Словом, все напоминает, что природа – такая же Божья книга, как Библия. Тут они явственно переслаиваются. Может быть, где-нибудь и забудешь, что нынешняя, недавняя, газетная судьба этих мест точно и давно предсказана, но здесь – навряд ли. Время пророков, царей и даже патриархов от нас не отделено. Такое бывает с Божественным – помните, для Пастернака народники «отдаленней, чем Пушкин».

Видимо, чем больше выходишь из времени, тем это сильней. Могилы Рахили, Самуила, Давида – как будто они только что умерли. И вот, особенно у серой могилы Самуила, где рядом раскопы, начинаешь чувствовать то, что чувствовать не хотелось бы.

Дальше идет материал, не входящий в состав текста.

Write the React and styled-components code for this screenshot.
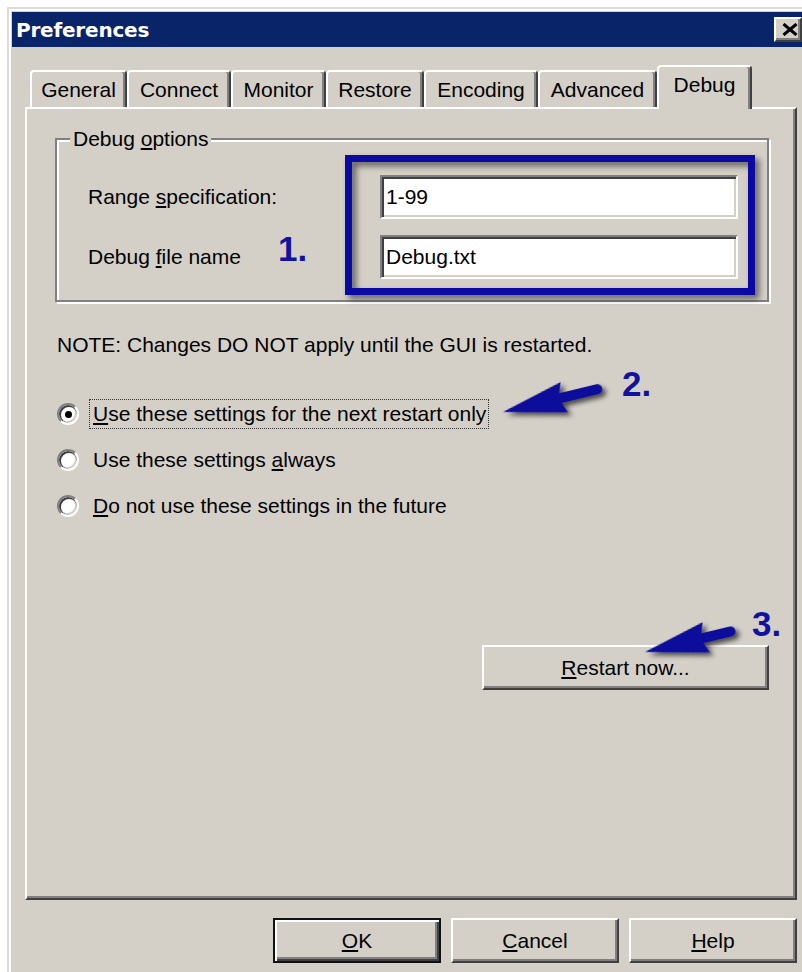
import React from 'react';
import styled, { createGlobalStyle } from 'styled-components';

const face = '#d4d0c8';
const shadow = '#808080';
const darkShadow = '#404040';
const ink = '#1212a0';

const GlobalStyle = createGlobalStyle`
  html, body {
    margin: 0;
    padding: 0;
    background: #fff;
    overflow: hidden;
  }
  body {
    font-family: 'Liberation Sans', Arial, sans-serif;
    color: #000;
  }
`;

const tabs = [
  { label: 'General', width: 97 },
  { label: 'Connect', width: 104 },
  { label: 'Monitor', width: 95 },
  { label: 'Restore', width: 98 },
  { label: 'Encoding', width: 114 },
  { label: 'Advanced', width: 119 },
  { label: 'Debug', width: 95, active: true },
];

const App = () => (
  <>
    <GlobalStyle />
    <Page>
      <Window>
        <TitleBar>
          <Title>Preferences</Title>
          <CloseButton aria-label="Close">
            <svg width="16" height="13" viewBox="0 0 16 13">
              <path d="M1.5 1 L14.5 12 M14.5 1 L1.5 12" stroke="#000" strokeWidth="3" />
            </svg>
          </CloseButton>
        </TitleBar>

        <Body>
          <TabStrip>
            {tabs.map((t) => (
              <Tab key={t.label} $w={t.width} $active={t.active}>
                {t.label}
              </Tab>
            ))}
          </TabStrip>

          <Panel>
            <GroupBox>
              <GroupCaption>
                Debug <u>o</u>ptions
              </GroupCaption>
              <FieldGrid>
                <FieldLabel>
                  Range <u>s</u>pecification:
                </FieldLabel>
                <TextField defaultValue="1-99" />
                <FieldLabel>
                  Debug <u>f</u>ile name
                </FieldLabel>
                <TextField defaultValue="Debug.txt" />
              </FieldGrid>
            </GroupBox>

            <Note>NOTE: Changes DO NOT apply until the GUI is restarted.</Note>

            <RadioList>
              <RadioRow>
                <Radio $checked />
                <RadioLabel $focused>
                  <u>U</u>se these settings for the next restart only
                </RadioLabel>
              </RadioRow>
              <RadioRow>
                <Radio />
                <RadioLabel>
                  Use these settings <u>a</u>lways
                </RadioLabel>
              </RadioRow>
              <RadioRow>
                <Radio />
                <RadioLabel>
                  <u>D</u>o not use these settings in the future
                </RadioLabel>
              </RadioRow>
            </RadioList>

            <RestartButton>
              <span>
                <u>R</u>estart now...
              </span>
            </RestartButton>
          </Panel>

          <ButtonRow>
            <DialogButton $default>
              <span>
                <u>O</u>K
              </span>
            </DialogButton>
            <DialogButton>
              <span>
                <u>C</u>ancel
              </span>
            </DialogButton>
            <DialogButton>
              <span>
                <u>H</u>elp
              </span>
            </DialogButton>
          </ButtonRow>
        </Body>
      </Window>

      {/* callouts drawn on top of the dialog */}
      <Callouts>
        <HighlightBox />
        <StepNumber $x={278} $y={231}>1.</StepNumber>
        <StepNumber $x={622} $y={366}>2.</StepNumber>
        <StepNumber $x={752} $y={606}>3.</StepNumber>
        <ArrowLayer width="802" height="972" viewBox="0 0 802 972">
          <defs>
            <filter id="arrowShadow" x="-20%" y="-40%" width="150%" height="200%">
              <feDropShadow dx="3" dy="4" stdDeviation="2.8" floodColor="#000" floodOpacity="0.65" />
            </filter>
          </defs>
          <Arrow x={503} y={412} angle={-13.6} length={97} />
          <Arrow x={645} y={652} angle={-13.5} length={88} />
        </ArrowLayer>
      </Callouts>
    </Page>
  </>
);

const Arrow = ({ x, y, angle, length }) => (
  <path
    transform={`translate(${x} ${y}) rotate(${angle})`}
    d={`M0,0 L63,-15.5 L59,-5 L${length},-5 A5,5 0 0 1 ${length},5 L59,5 L63,15.5 Z`}
    fill="#0c0c9c"
    filter="url(#arrowShadow)"
  />
);

export default App;

const Page = styled.div`
  position: relative;
  width: 802px;
  height: 972px;
  overflow: hidden;
`;

const Window = styled.div`
  margin: 7px 0 0 7px;
  width: 802px;
  height: 990px;
  box-sizing: border-box;
  background: ${face};
  border: 2px solid ${face};
  border-color: #dedbd6 ${darkShadow} ${darkShadow} #dedbd6;
  box-shadow: inset 2px 2px 0 #fff, inset -2px -2px 0 ${shadow};
  padding: 3px;
  display: flex;
  flex-direction: column;
`;

const TitleBar = styled.div`
  height: 35px;
  background: #0a246a;
  display: flex;
  align-items: center;
  justify-content: space-between;
  padding-left: 4px;
`;

const Title = styled.div`
  color: #fff;
  font-family: 'DejaVu Sans', Verdana, sans-serif;
  font-weight: 700;
  font-size: 20px;
  letter-spacing: -0.2px;
`;

const CloseButton = styled.div`
  width: 28px;
  height: 25px;
  margin-right: 2px;
  box-sizing: border-box;
  background: ${face};
  border: 2px solid;
  border-color: #fff ${darkShadow} ${darkShadow} #fff;
  box-shadow: inset -2px -2px 0 ${shadow};
  display: flex;
  align-items: center;
  justify-content: center;
  padding: 0 0 1px 3px;
`;

const Body = styled.div`
  flex: 1;
  display: flex;
  flex-direction: column;
  padding: 18px 7px 0 13px;
`;

const TabStrip = styled.div`
  height: 42px;
  display: flex;
  align-items: flex-end;
  padding-left: 5px;
`;

const Tab = styled.div`
  position: relative;
  width: ${(p) => p.$w}px;
  height: ${(p) => (p.$active ? 44 : 37)}px;
  margin-bottom: ${(p) => (p.$active ? -2 : 0)}px;
  z-index: ${(p) => (p.$active ? 1 : 0)};
  box-sizing: border-box;
  background: ${face};
  border: 2px solid;
  border-bottom: none;
  border-color: #fff ${darkShadow} transparent #fff;
  border-radius: 4px 4px 0 0;
  box-shadow: inset -2px 0 0 ${shadow};
  display: flex;
  align-items: center;
  justify-content: center;
  padding-bottom: ${(p) => (p.$active ? 7 : 0)}px;
  font-size: 21px;
  line-height: 24px;
`;

const Panel = styled.div`
  height: 793px;
  box-sizing: border-box;
  border: 2px solid;
  border-color: #fff ${darkShadow} ${darkShadow} #fff;
  box-shadow: inset -2px -2px 0 ${shadow};
  padding: 0 26px 0 28px;
  display: flex;
  flex-direction: column;
  font-size: 21px;
  line-height: 24px;
`;

const GroupBox = styled.div`
  margin-top: 29px;
  border: 2px solid ${shadow};
  box-shadow: inset 2px 2px 0 #fff, 2px 2px 0 #fff;
  padding: 0 29px 21px 31px;
  display: flex;
  flex-direction: column;
`;

const GroupCaption = styled.div`
  align-self: flex-start;
  margin: -13px 0 0 -18px;
  padding: 0 3px;
  background: ${face};
`;

const FieldGrid = styled.div`
  margin-top: 24px;
  display: grid;
  grid-template-columns: 1fr 358px;
  grid-auto-rows: 44px;
  row-gap: 16px;
  align-items: center;
`;

const FieldLabel = styled.div``;

const TextField = styled.input`
  height: 44px;
  width: 100%;
  box-sizing: border-box;
  margin: 0;
  border: 2px solid;
  border-color: ${shadow} #fff #fff ${shadow};
  box-shadow: inset 2px 2px 0 ${darkShadow}, inset -2px -2px 0 ${face};
  background: #fff;
  padding: 0 3px 0 4px;
  font-family: 'Liberation Sans', Arial, sans-serif;
  font-size: 21px;
  color: #000;
  outline: none;
`;

const Note = styled.div`
  margin-top: 31px;
  padding-left: 2px;
`;

const RadioList = styled.div`
  margin-top: 42px;
  display: flex;
  flex-direction: column;
  gap: 16px;
`;

const RadioRow = styled.div`
  height: 30px;
  display: flex;
  align-items: center;
  padding-left: 2px;
`;

const Radio = styled.span`
  position: relative;
  flex: none;
  width: 22px;
  height: 22px;
  box-sizing: border-box;
  border-radius: 50%;
  background: #fff;
  border: 2px solid;
  border-color: ${shadow} #fff #fff ${shadow};
  box-shadow: inset 1px 1px 0 1px ${darkShadow}, inset -1px -1px 0 1px ${face};

  &::after {
    content: '';
    display: ${(p) => (p.$checked ? 'block' : 'none')};
    position: absolute;
    left: 50%;
    top: 50%;
    width: 7px;
    height: 7px;
    margin: -3.5px 0 0 -3.5px;
    border-radius: 50%;
    background: #000;
  }
`;

const RadioLabel = styled.span`
  display: inline-block;
  margin-left: 10px;
  height: 30px;
  box-sizing: border-box;
  line-height: 27px;
  padding: 0 2px 0 3px;
  white-space: pre;
  border: 1.5px dotted ${(p) => (p.$focused ? '#333' : 'transparent')};
`;

const bevel = `
  background: ${face};
  border: 2px solid;
  border-color: #fff ${darkShadow} ${darkShadow} #fff;
  box-shadow: inset -2px -2px 0 ${shadow};
`;

const RestartButton = styled.div`
  ${bevel}
  margin-top: 124px;
  align-self: flex-end;
  width: 287px;
  height: 45px;
  box-sizing: border-box;
  display: flex;
  align-items: center;
  justify-content: center;
`;

const ButtonRow = styled.div`
  margin-top: 18px;
  display: flex;
  justify-content: flex-end;
  gap: 10px;
`;

const DialogButton = styled.div`
  ${bevel}
  width: 168px;
  height: 45px;
  box-sizing: border-box;
  display: flex;
  align-items: center;
  justify-content: center;
  font-size: 21px;
  ${(p) =>
    p.$default &&
    `
    border-color: #111;
    box-shadow: inset 2px 2px 0 #fff, inset -2px -2px 0 ${darkShadow}, inset -4px -4px 0 ${shadow};
  `}
`;

const Callouts = styled.div`
  position: absolute;
  inset: 0;
  pointer-events: none;
`;

const HighlightBox = styled.div`
  position: absolute;
  left: 345px;
  top: 155px;
  width: 410px;
  height: 140px;
  box-sizing: border-box;
  border: 7px solid #0a0aa2;
  filter: drop-shadow(4px 4px 3px rgba(0, 0, 0, 0.55));
`;

const StepNumber = styled.div`
  position: absolute;
  left: ${(p) => p.$x}px;
  top: ${(p) => p.$y}px;
  font-family: 'Liberation Sans', Arial, sans-serif;
  font-weight: 700;
  font-size: 35px;
  line-height: 35px;
  color: ${ink};
`;

const ArrowLayer = styled.svg`
  position: absolute;
  left: 0;
  top: 0;
`;
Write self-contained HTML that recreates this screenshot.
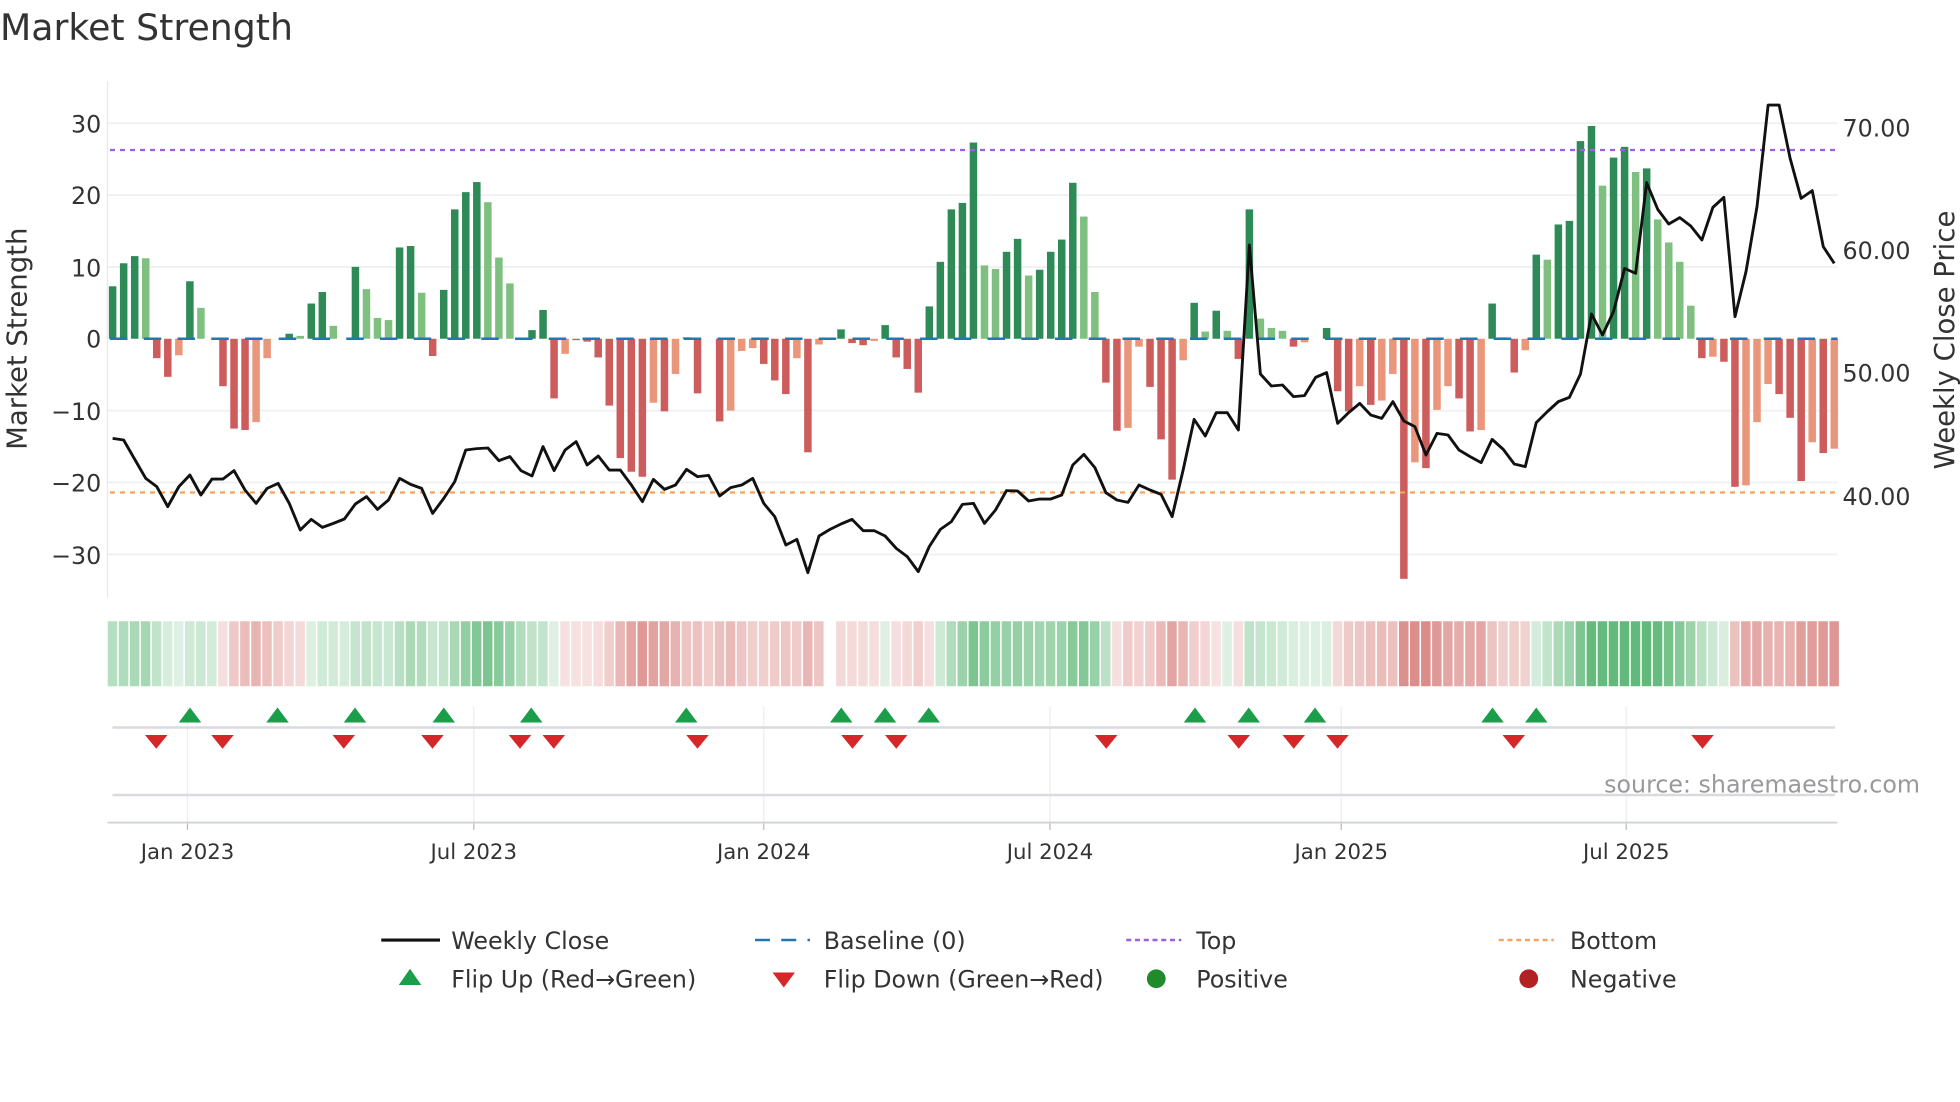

Чувство (слава Богу, не «знание») -такое: Христос одинок, как в Гефсиманском саду. Виднее всего это именно там – три огороженные оливы, а на улице такое убожество, такая грязь, такие наивные мошенники, словно мы в советском захолустье; да еще у рынка. Тайна иудаизма живет своей непостижимой жизнью, и не нам знать, как встретит Израиль пришедшего во славе Мессию. После седера, о котором писать я еще не могу, у Мертвого моря, рано утром, среди олив и померанцев я читала книгу Дод-да о Притчах, и там повторялось, что «будет» и «есть» в Евангелии как бы совпали. Так вот, стоит ли злоупотреблять будущим временем? Стоит ли, к тому же, изменять сокровищу православия – чувству сокровенности? Что «будет», увидим в свое время. Почти всё (или всё?) сейчас и здесь, а если мы не можем рассмотреть это там, куда Бог поселил нас, увидим хоть на Его земле. Что же можно увидеть?